2. for each constraint a′=A·z′, b′=B·z′, c′=C·z′, x′=X·z′, and the constraint that c′ is the pointwise Hadamard product of a′ and b′, and wherein z′, a′, b′, c′ denote the values of which the prover transmitted digests:

executing a sub-protocol, the sub-protocol comprising:

1. at the verifier:

(a) representing the constraint as multiple smaller constant-degree constraints, each of the smaller constraints involving a constant number of intermediate vectors;

(b) deriving from each of these smaller constraints multiple extended constraints, of the same form, on a linear encoding of the intermediate vectors with a property of:

i. if the constraint was satisfied, then all of these extended constraints can be satisfied;

ii. otherwise, at most a constant fraction of them can be satisfied;

2. at the prover:

(a) transmitting to the verifier encodings of the intermediate vectors;

3. at the verifier:

(a) for each of the smaller linear constraints, uniformly sampling multiple derived extended constraints; and

a (b) checking that each of the sampled derived extended constraints is satisfied; and

4. at the verifier, outputting a positive result if and only if the checking that each of the sampled derived extended constraints is satisfied.

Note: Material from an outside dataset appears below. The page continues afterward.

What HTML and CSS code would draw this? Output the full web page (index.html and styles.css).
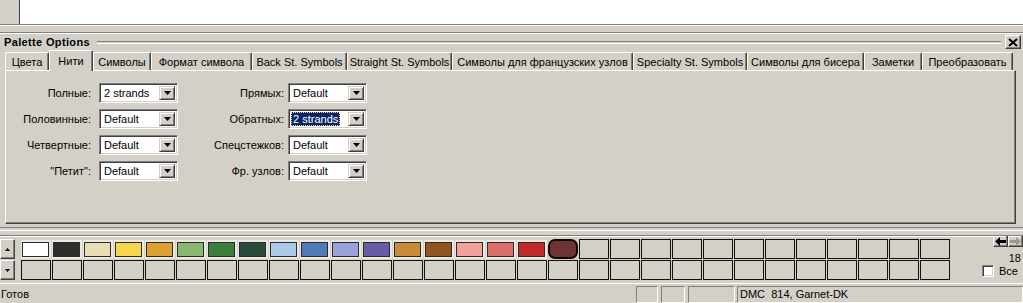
FILE: index.html
```html
<!DOCTYPE html>
<html lang="ru">
<head>
    <meta charset="UTF-8">
    <title>Palette Options</title>
    <link rel="stylesheet" href="styles.css">
</head>
<body>
    <div class="topbar">
        <div class="topbtn"></div>
    </div>
    <div class="band"></div>

    <div class="dock">
        <div class="titlerow">
            <span class="title">Palette Options</span>
            <div class="grip"></div>
            <div class="closebtn">
                <svg width="10" height="9" viewBox="0 0 10 9"><path d="M1 1 L9 8 M9 1 L1 8" stroke="#000" stroke-width="2"/></svg>
            </div>
        </div>

        <div class="tabs">
            <div class="tab" style="width:44px">Цвета</div>
            <div class="tab active" style="width:44px">Нити</div>
            <div class="tab" style="width:58px">Символы</div>
            <div class="tab" style="width:101px">Формат символа</div>
            <div class="tab" style="width:95px">Back St. Symbols</div>
            <div class="tab" style="width:105px">Straight St. Symbols</div>
            <div class="tab" style="width:181px">Символы для французских узлов</div>
            <div class="tab" style="width:114px">Specialty St. Symbols</div>
            <div class="tab" style="width:117px">Символы для бисера</div>
            <div class="tab" style="width:58px">Заметки</div>
            <div class="tab" style="width:91px">Преобразовать</div>
        </div>

        <div class="panel">
            <div class="form">
                <label class="lbl">Полные:</label>
                <div class="combo"><span class="val">2 strands</span><span class="drop"><svg width="7" height="4" viewBox="0 0 7 4"><path d="M0 0 H7 L3.5 4 Z" fill="#000"/></svg></span></div>
                <label class="lbl lbl2">Прямых:</label>
                <div class="combo"><span class="val">Default</span><span class="drop"><svg width="7" height="4" viewBox="0 0 7 4"><path d="M0 0 H7 L3.5 4 Z" fill="#000"/></svg></span></div>

                <label class="lbl">Половинные:</label>
                <div class="combo"><span class="val">Default</span><span class="drop"><svg width="7" height="4" viewBox="0 0 7 4"><path d="M0 0 H7 L3.5 4 Z" fill="#000"/></svg></span></div>
                <label class="lbl lbl2">Обратных:</label>
                <div class="combo"><span class="val sel">2 strands</span><span class="drop"><svg width="7" height="4" viewBox="0 0 7 4"><path d="M0 0 H7 L3.5 4 Z" fill="#000"/></svg></span></div>

                <label class="lbl">Четвертные:</label>
                <div class="combo"><span class="val">Default</span><span class="drop"><svg width="7" height="4" viewBox="0 0 7 4"><path d="M0 0 H7 L3.5 4 Z" fill="#000"/></svg></span></div>
                <label class="lbl lbl2">Спецстежков:</label>
                <div class="combo"><span class="val">Default</span><span class="drop"><svg width="7" height="4" viewBox="0 0 7 4"><path d="M0 0 H7 L3.5 4 Z" fill="#000"/></svg></span></div>

                <label class="lbl">"Петит":</label>
                <div class="combo"><span class="val">Default</span><span class="drop"><svg width="7" height="4" viewBox="0 0 7 4"><path d="M0 0 H7 L3.5 4 Z" fill="#000"/></svg></span></div>
                <label class="lbl lbl2">Фр. узлов:</label>
                <div class="combo"><span class="val">Default</span><span class="drop"><svg width="7" height="4" viewBox="0 0 7 4"><path d="M0 0 H7 L3.5 4 Z" fill="#000"/></svg></span></div>
            </div>
        </div>
    </div>

    <div class="splitter"></div>

    <div class="palette">
        <div class="scroll">
            <div class="sbtn up"><svg width="5" height="3" viewBox="0 0 5 3"><path d="M0 3 H5 L2.5 0 Z" fill="#000"/></svg></div>
            <div class="sbtn down"><svg width="5" height="3" viewBox="0 0 5 3"><path d="M0 0 H5 L2.5 3 Z" fill="#000"/></svg></div>
        </div>
        <div class="grid" id="grid"></div>
        <div class="side">
            <div class="arrows">
                <div class="abtn"><svg width="11" height="9" viewBox="0 0 11 9"><path d="M0 4.5 L5 0 V3 H11 V6 H5 V9 Z" fill="#000"/></svg></div>
                <div class="abtn"><svg width="11" height="9" viewBox="0 0 11 9"><path d="M11 4.5 L6 0 V3 H0 V6 H6 V9 Z" fill="#9a9890"/></svg></div>
            </div>
            <div class="count">18</div>
            <div class="all"><span class="chk"></span>Все</div>
        </div>
    </div>

    <div class="statusbar">
        <div class="stext">Готов</div>
        <div class="spanel" style="width:22px"></div>
        <div class="spanel" style="width:24px"></div>
        <div class="spanel" style="width:47px"></div>
        <div class="spanel wide">DMC&nbsp; 814, Garnet-DK</div>
    </div>

    <script>
        var colors = ['#ffffff', '#2b2e29', '#e9ddb6', '#f6d64c', '#d9a232', '#89b870',
                      '#3b7e3c', '#2d4b3d', '#a8c9e9', '#5079b7', '#9ba1dc', '#6a5ba8',
                      '#c98a3a', '#935421', '#f1a29a', '#dc6e69', '#c22a2a', '#6e3432'];
        var grid = document.getElementById('grid');
        for (var r = 0; r < 2; r++) {
            for (var i = 0; i < 30; i++) {
                var cell = document.createElement('div');
                if (r === 0 && i < 17) {
                    cell.className = 'cell sw';
                    var c = document.createElement('div');
                    c.className = 'chip';
                    c.style.background = colors[i];
                    cell.appendChild(c);
                } else if (r === 0 && i === 17) {
                    cell.className = 'cell cur';
                    var c2 = document.createElement('div');
                    c2.className = 'curchip';
                    c2.style.background = colors[i];
                    cell.appendChild(c2);
                } else {
                    cell.className = 'cell empty' + (r === 1 ? ' tall' : '');
                }
                grid.appendChild(cell);
            }
        }
    </script>
</body>
</html>
```

FILE: styles.css
```css
* {
    box-sizing: border-box;
}
body {
    margin: 0;
    width: 1023px;
    height: 303px;
    overflow: hidden;
    background: #d4d0c8;
    font-family: "Liberation Sans", Arial, sans-serif;
    font-size: 11px;
    color: #000;
}
.topbar {
    height: 25px;
    background: #fff;
    border-bottom: 1px solid #808080;
}
.topbtn {
    width: 20px;
    height: 24px;
    background: #d4d0c8;
    border-right: 1px solid #404040;
}
.band {
    height: 8px;
    border-top: 1px solid #fff;
    border-bottom: 1px solid #808080;
}
.titlerow {
    height: 17px;
    display: flex;
    align-items: center;
    padding-left: 4px;
    border-top: 1px solid #fff;
}
.title {
    font-weight: bold;
    font-size: 11px;
    letter-spacing: 0.35px;
}
.grip {
    flex: 1;
    height: 3px;
    margin: 1px 4px 0 7px;
    border-top: 1px solid #808080;
    border-bottom: 1px solid #fff;
}
.closebtn {
    width: 16px;
    height: 14px;
    margin-right: 2px;
    display: flex;
    align-items: center;
    justify-content: center;
    border: 1px solid;
    border-color: #fff #404040 #404040 #fff;
    box-shadow: inset -1px -1px 0 #808080;
}
.tabs {
    display: flex;
    align-items: flex-end;
    height: 20px;
    padding-left: 5px;
    position: relative;
    z-index: 1;
}
.tab {
    height: 18px;
    display: flex;
    align-items: center;
    justify-content: center;
    white-space: nowrap;
    border-top: 1px solid #fff;
    border-left: 1px solid #fff;
    border-right: 1px solid #404040;
    box-shadow: inset -1px 0 0 #808080;
    border-radius: 2px 2px 0 0;
    padding-top: 1px;
}
.tab.active {
    height: 21px;
    margin-bottom: -1px;
    background: #d4d0c8;
    padding-bottom: 2px;
}
.panel {
    margin-left: 5px;
    width: 1011px;
    height: 154px;
    border: 1px solid;
    border-color: #fff #404040 #404040 #fff;
    box-shadow: inset -1px -1px 0 #808080;
}
.form {
    display: grid;
    grid-template-columns: 93px 79px 110px 79px;
    grid-auto-rows: 20px;
    row-gap: 6px;
    padding-top: 12px;
}
.lbl {
    display: flex;
    align-items: center;
    justify-content: flex-end;
    padding-right: 8px;
    white-space: nowrap;
}
.lbl2 {
    padding-right: 4px;
}
.combo {
    display: flex;
    height: 20px;
    background: #fff;
    border: 1px solid;
    border-color: #808080 #fff #fff #808080;
    box-shadow: inset 1px 1px 0 #404040, inset -1px -1px 0 #d4d0c8;
    padding: 2px;
}
.val {
    flex: 1;
    display: flex;
    align-items: center;
    padding-left: 2px;
    white-space: nowrap;
}
.val.sel {
    background: #0a246a;
    color: #fff;
    outline: 1px dotted #f5d18a;
    outline-offset: -1px;
    margin-right: 8px;
}
.drop {
    width: 16px;
    display: flex;
    align-items: center;
    justify-content: center;
    background: #d4d0c8;
    border: 1px solid;
    border-color: #d4d0c8 #404040 #404040 #d4d0c8;
    box-shadow: inset 1px 1px 0 #fff, inset -1px -1px 0 #808080;
}
.splitter {
    height: 9px;
    border-bottom: 1px solid #808080;
    position: relative;
}
.splitter::before {
    content: "";
    display: block;
    margin-top: 3px;
    height: 2px;
    border-top: 1px solid #808080;
    border-bottom: 1px solid #fff;
}
.palette {
    height: 47px;
    display: flex;
    border-top: 1px solid #fff;
}
.scroll {
    width: 15px;
    padding-top: 2px;
    display: flex;
    flex-direction: column;
    gap: 1px;
}
.sbtn {
    width: 15px;
    height: 20px;
    display: flex;
    align-items: center;
    justify-content: center;
    border: 1px solid;
    border-color: #fff #404040 #404040 #fff;
    box-shadow: inset -1px -1px 0 #808080;
}
.grid {
    margin-left: 6px;
    padding-top: 3px;
    display: grid;
    grid-template-columns: repeat(30, 30px);
    grid-template-rows: 19px 20px;
    column-gap: 1px;
    row-gap: 1px;
}
.cell.empty {
    border: 1px solid #111;
    margin-top: -1px;
}
.cell.tall {
    margin-top: 0;
}
.cell.sw {
    padding: 2px 2px 2px 1px;
    background: #ece9e2;
}
.chip {
    width: 100%;
    height: 100%;
    border: 1px solid #2a2a2a;
}
.cell.cur {
    margin-top: -1px;
}
.curchip {
    width: 100%;
    height: 100%;
    border: 2px solid #140606;
    border-radius: 7px;
}
.side {
    flex: 1;
    display: flex;
    flex-direction: column;
    align-items: flex-end;
    margin-top: -2px;
    padding-right: 1px;
}
.arrows {
    display: flex;
    margin-right: -1px;
}
.abtn {
    width: 15px;
    height: 12px;
    display: flex;
    align-items: center;
    justify-content: center;
    border: 1px solid;
    border-color: #fff #404040 #404040 #fff;
    box-shadow: inset -1px -1px 0 #808080;
}
.count {
    margin-top: 5px;
    line-height: 12px;
    margin-right: 1px;
}
.all {
    display: flex;
    align-items: center;
    gap: 5px;
    margin-top: 1px;
    margin-right: 4px;
    line-height: 12px;
}
.chk {
    width: 12px;
    height: 12px;
    background: #fff;
    border: 1px solid;
    border-color: #808080 #fff #fff #808080;
    box-shadow: inset 1px 1px 0 #404040, inset -1px -1px 0 #d4d0c8;
}
.statusbar {
    height: 23px;
    display: flex;
    align-items: center;
    border-top: 1px solid #fff;
    padding-bottom: 2px;
}
.stext {
    flex: 1;
    padding-left: 1px;
}
.spanel {
    height: 17px;
    margin-left: 3px;
    border: 1px solid;
    border-color: #808080 #fff #fff #808080;
    display: flex;
    align-items: center;
    padding-left: 2px;
    white-space: nowrap;
}
.spanel.wide {
    width: 286px;
    margin-left: 2px;
}
```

18. The non-transitory computer-readable storage medium of claim 17, wherein the prover transmits a compressed version of each message, and at the verifier, verifier accesses to the uncompressed messages are replaced by a local opening protocol between the prover and the verifier.

19. The non-transitory computer-readable storage medium of claim 18, wherein the compressed version is compressed by a succinct vector commitment or a hash tree.

20. The non-transitory computer-readable storage medium of claim 17, wherein the intermediate vectors are specified as:

z0=z, z1, . . . , zm=a such that, where each constraint either has the form:

zi=zj+zk for some integers i, j, k between 0 and m inclusive; or

zi=Ai·zj for a matrix Ai that is a tensor product of identity matrices with one of the smaller matrices comprising A.